O eso es al menos lo que parecen estar descontado los mercados, a través de las decisiones de compra y venta de activos financieros de millones de inversores a lo largo y ancho del mundo. Sólo hay que repasar algunos datos sorprendentes: la rentabilidad del bono a 10 años estadounidense (1,97%) está en mínimos de 60 años, (¡como si la administración americana no tuviese un problema de sostenibilidad fiscal a largo plazo!), la del bono alemán en mínimos históricos (1,85%), los futuros del franco suizo en niveles negativos (¡están descontando que los inversores tendrán que pagar dinero por tener ahorros en francos suizos!). Como escribía Martin Wolf la semana pasada en Financial Times, el mercado anticipa recesión en los próximos doce meses y, a la vez, incapacidad de la política económica para resolver los problemas, lo que está desencadenando una búsqueda de activos refugio, sin importar los precios estratosféricos que se están pagando por ellos. Lo curioso es que la sobrerreacción de los mercados provoca oportunidades de inversión para los más osados: con los tipos de los bonos griegos a un año en el 95%, se puede pedir un préstamo en francos suizos (0,30%), e invertirlo en el bono griego; además, con cierta cobertura del riesgo de tipo de cambio, si nos creemos el objetivo que se ha impuesto el Banco Central de Suiza: no va a dejar que el tipo franco/euro caiga por debajo del 1,20 (sobre esto volveré más adelante).
Obviamente, el riesgo es que, en los próximos 12 meses, Grecia termine impagando, más allá del canje de deuda que se está pergeñando en esta semana con los acreedores privados. El verdadero problema es que todo lo que estamos viendo ha sido la tónica de los últimos cuatro años: volatilidad, desprecio por las valoraciones fundamentales, dificultades para obtener financiación en los mercados de crédito, etc.

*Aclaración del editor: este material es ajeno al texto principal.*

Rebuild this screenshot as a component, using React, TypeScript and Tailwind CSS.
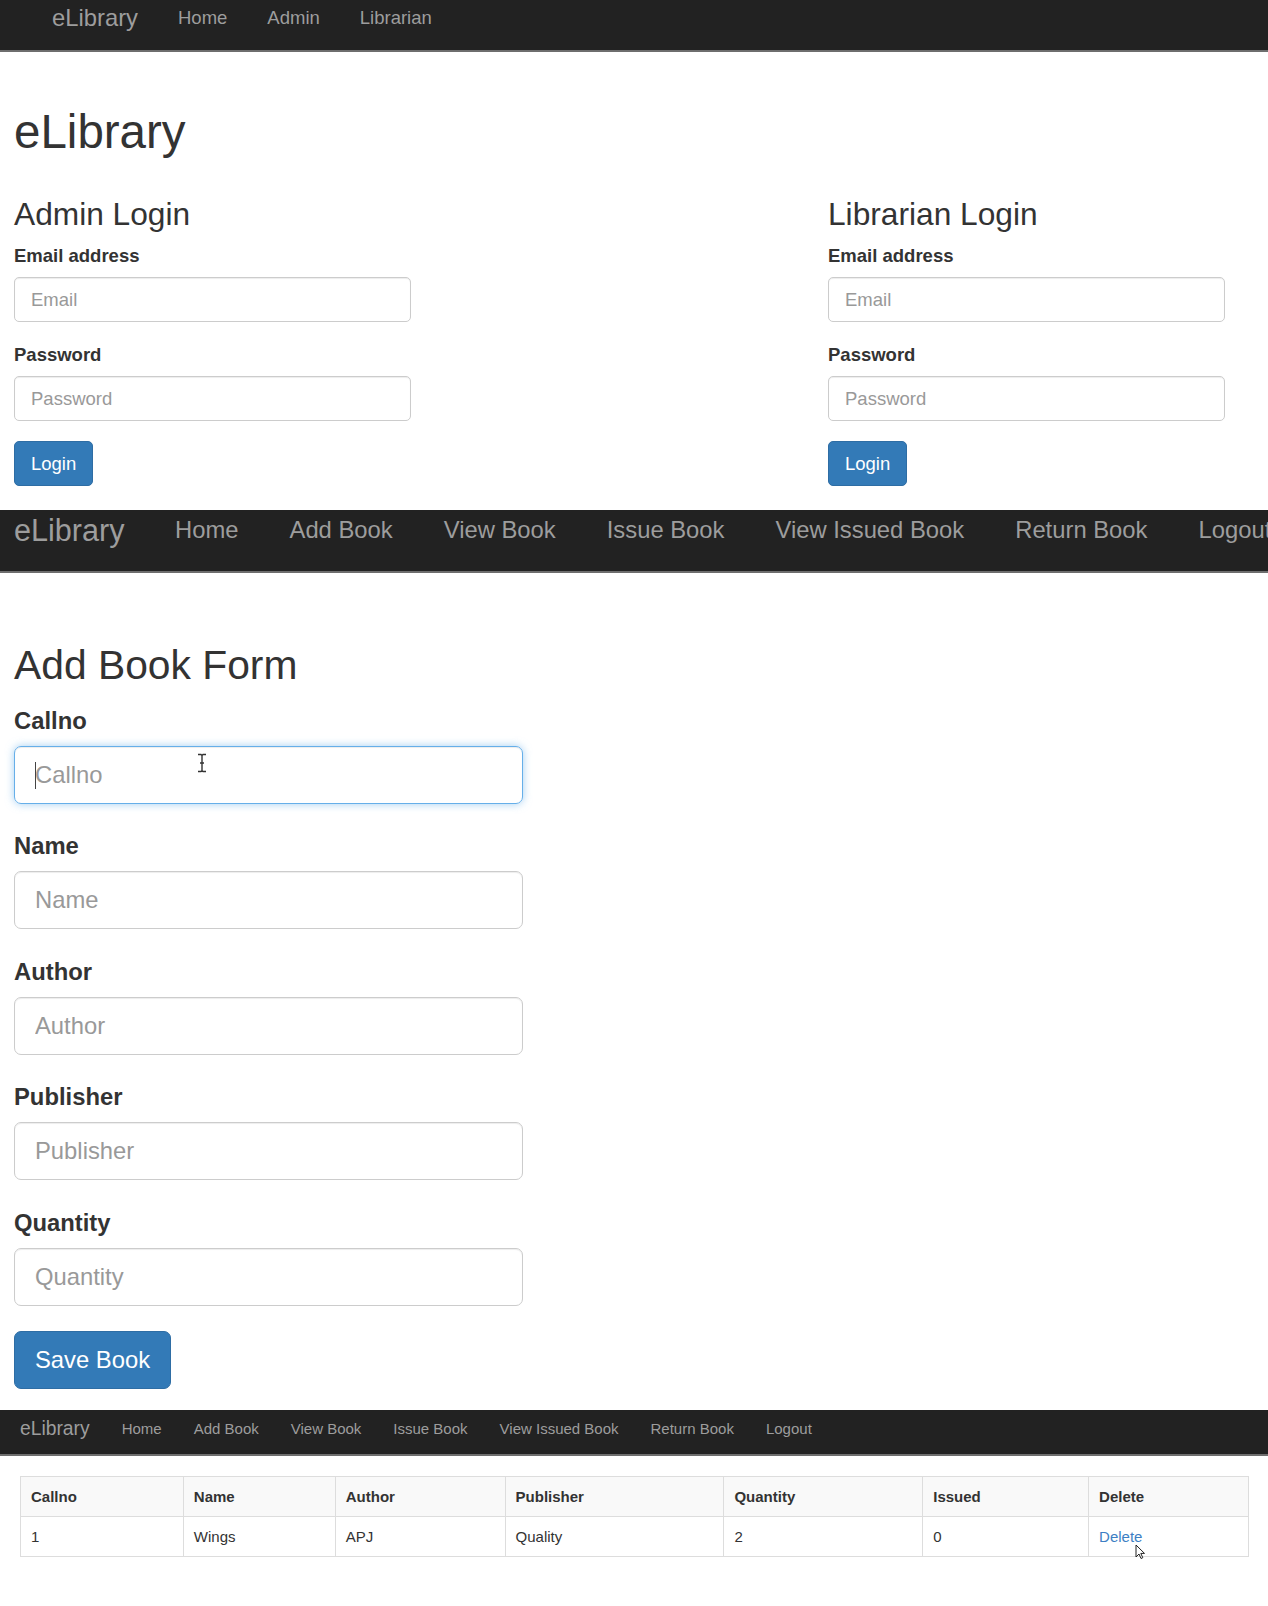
import React from 'react';

interface NavbarProps {
  items: string[];
  wrap: string;
  brand: string;
  link: string;
}

// dark bootstrap-like navbar, sizes passed in as full class strings
const Navbar: React.FC<NavbarProps> = ({ items, wrap, brand, link }) => (
  <nav className={`bg-[#222] border-b-2 border-[#6e6e6e] flex items-start whitespace-nowrap overflow-hidden ${wrap}`}>
    <span className={`text-[#9d9d9d] ${brand}`}>eLibrary</span>
    {items.map((item) => (
      <span key={item} className={`text-[#9d9d9d] ${link}`}>
        {item}
      </span>
    ))}
  </nav>
);

const LoginBox: React.FC<{ title: string }> = ({ title }) => (
  <div>
    <h3 className="mt-[39px] text-[31.7px] leading-[1.1] text-[#333]">{title}</h3>
    <div className="mt-[11px] mb-[20px]">
      <label className="block text-[18.5px] leading-[26px] font-bold text-[#333] mb-[8px]">Email address</label>
      <input
        placeholder="Email"
        className="block h-[45px] w-[397px] border border-[#ccc] rounded-[5px] px-[16px] text-[18.5px] text-[#555] placeholder:text-[#999] shadow-[inset_0_1px_1px_rgba(0,0,0,0.075)] outline-none"
      />
    </div>
    <div className="mb-[20px]">
      <label className="block text-[18.5px] leading-[26px] font-bold text-[#333] mb-[8px]">Password</label>
      <input
        placeholder="Password"
        className="block h-[45px] w-[397px] border border-[#ccc] rounded-[5px] px-[16px] text-[18.5px] text-[#555] placeholder:text-[#999] shadow-[inset_0_1px_1px_rgba(0,0,0,0.075)] outline-none"
      />
    </div>
    <button className="h-[45px] px-[16px] bg-[#337ab7] border border-[#2e6da4] rounded-[5px] text-white text-[18.5px] leading-[26px]">
      Login
    </button>
  </div>
);

const BookField: React.FC<{ name: string; focused?: boolean }> = ({ name, focused = false }) => (
  <div className="mb-[25.5px]">
    <label className="block text-[23.8px] leading-[34px] font-bold text-[#333] mb-[8px]">{name}</label>
    <div className="relative w-[509px]">
      <input
        placeholder={name}
        className={`block h-[58px] w-[509px] border rounded-[7px] px-[20px] text-[23.8px] text-[#555] placeholder:text-[#999] outline-none ${
          focused
            ? 'border-[#66afe9] shadow-[inset_0_1px_1px_rgba(0,0,0,0.075),0_0_8px_rgba(102,175,233,0.6)]'
            : 'border-[#ccc] shadow-[inset_0_1px_1px_rgba(0,0,0,0.075)]'
        }`}
      />
      {focused && (
        <>
          {/* text caret */}
          <span className="absolute left-[21px] top-[16px] h-[27px] w-px bg-[#444]" />
          {/* I-beam mouse pointer */}
          <svg className="absolute left-[183px] top-[7px]" width="10" height="20" viewBox="0 0 10 20">
            <path d="M1 1.5h3l1 1 1-1h3M5 2.5v15M1 18.5h3l1-1 1 1h3M3 10h4" stroke="#333" strokeWidth="1.4" fill="none" />
          </svg>
        </>
      )}
    </div>
  </div>
);

const columns = [
  { label: 'Callno', w: 'w-[163px]' },
  { label: 'Name', w: 'w-[152px]' },
  { label: 'Author', w: 'w-[170px]' },
  { label: 'Publisher', w: 'w-[219px]' },
  { label: 'Quantity', w: 'w-[199px]' },
  { label: 'Issued', w: 'w-[166px]' },
  { label: 'Delete', w: 'w-[160px]' },
];

const row = ['1', 'Wings', 'APJ', 'Quality', '2', '0'];

export default function App() {
  return (
    <div className="bg-white text-[#333] font-['Liberation_Sans',Arial,sans-serif]">
      {/* Home page */}
      <Navbar
        items={['Home', 'Admin', 'Librarian']}
        wrap="h-[52px] pl-[52px]"
        brand="text-[23.8px] leading-[35px] pr-[20px]"
        link="px-[20px] text-[18.5px] leading-[35px]"
      />
      <div className="px-[14px] pb-[24px]">
        <h1 className="mt-[54px] text-[47.5px] leading-[1.1] text-[#333]">eLibrary</h1>
        <div className="flex">
          <div className="w-[814px]">
            <LoginBox title="Admin Login" />
          </div>
          <LoginBox title="Librarian Login" />
        </div>
      </div>

      {/* Add book page */}
      <Navbar
        items={['Home', 'Add Book', 'View Book', 'Issue Book', 'View Issued Book', 'Return Book', 'Logout']}
        wrap="h-[63px] pl-[14px]"
        brand="text-[30.6px] leading-[40px] pr-[25px]"
        link="px-[25.5px] text-[23.8px] leading-[40px]"
      />
      <div className="px-[14px] pb-[21px]">
        <h3 className="mt-[69.5px] mb-[16.5px] text-[40.8px] leading-[1.1] text-[#333]">Add Book Form</h3>
        <BookField name="Callno" focused />
        <BookField name="Name" />
        <BookField name="Author" />
        <BookField name="Publisher" />
        <BookField name="Quantity" />
        <button className="h-[58px] px-[20px] bg-[#337ab7] border border-[#2e6da4] rounded-[7px] text-white text-[23.8px] leading-[34px]">
          Save Book
        </button>
      </div>

      {/* View book page */}
      <Navbar
        items={['Home', 'Add Book', 'View Book', 'Issue Book', 'View Issued Book', 'Return Book', 'Logout']}
        wrap="h-[46px] pl-[20px]"
        brand="text-[19.3px] leading-[37px] pr-[16px]"
        link="px-[16px] text-[15px] leading-[37px]"
      />
      <div className="pt-[20px] pl-[20px] pb-[49px]">
        <table className="w-[1229px] border-collapse text-[15px] text-[#333]">
          <thead>
            <tr className="bg-[#f9f9f9] h-[40px]">
              {columns.map((c) => (
                <th key={c.label} className={`${c.w} border border-[#ddd] px-[10px] text-left font-bold`}>
                  {c.label}
                </th>
              ))}
            </tr>
          </thead>
          <tbody>
            <tr className="h-[40px]">
              {row.map((cell, i) => (
                <td key={i} className="border border-[#ddd] px-[10px]">
                  {cell}
                </td>
              ))}
              <td className="relative border border-[#ddd] px-[10px]">
                <span className="text-[#3d7fc4]">Delete</span>
                <svg className="absolute left-[46px] top-[27px]" width="10" height="16" viewBox="0 0 10 16">
                  <path d="M1 1v12l3-3 2 4.5 1.8-.8-2-4.3H9.5z" fill="#fff" stroke="#222" strokeWidth="1" strokeLinejoin="round" />
                </svg>
              </td>
            </tr>
          </tbody>
        </table>
      </div>
    </div>
  );
}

Pero la diferencia, esta vez, es que se anticipa una recesión con deflación. No en vano, el único bono que se ha situado de manera estable por debajo del 2% desde hace quince años es, precisamente, el japonés. Y, en este sentido, el mercado está infravalorando la capacidad que tienen los bancos centrales para responder a esta situación. Por ejemplo, el Banco Central Suizo (SNB) ha advertido esta semana que no dejará apreciarse más su moneda (sobrevalorada en un 40%) y, para ello, está dispuesto a intervenir todo lo necesario en el mercado, comprando divisas a cambio de francos suizos. ¿Y qué capacidad tiene para hacerlo? En teoría ilimitada, vía aumento de la base monetaria. ¿Eso puede incrementar la inflación? Probablemente, pero ese es el riesgo menor teniendo en cuenta la coyuntura actual.
Eso sí, más preocupante es que la coordinación de los bancos centrales, que se consiguió tras la crisis de Lehman Brothers, empieza a perderse pues ya hay varios que están haciendo la guerra por su cuenta: evidentemente el Banco Central de China, pero también las autoridades monetarias de Brasil o Suiza. Esto explicaría, el indisimulado disgusto con el que el BCE recibió la decisión del SNB. Es cierto, que el euro se puede ver afectado, pero la autoridad monetaria europea tiene las herramientas para afrontar una situación como la actual. Algunas las está utilizando (compra de bonos, inyecciones de liquidez al sistema financiero, etc), pero siempre con demasiada timidez y con la sensación de que va por detrás del mercado. Lo que también puede reflejar las disensiones dentro del Consejo.
En definitiva, todos nos hemos puesto demasiado pesimistas tras el verano. Quizás es el estado consustancial del ser humano después de las vacaciones. Pero ni el escenario de recesión es el más probable, aunque sí el de una fuerte desaceleración de la actividad, ni mucho menos vendrá acompañado de un proceso deflacionista en la OCDE. Esto es así, porque todavía la política monetaria tiene capacidad para responder a este tipo de riesgos.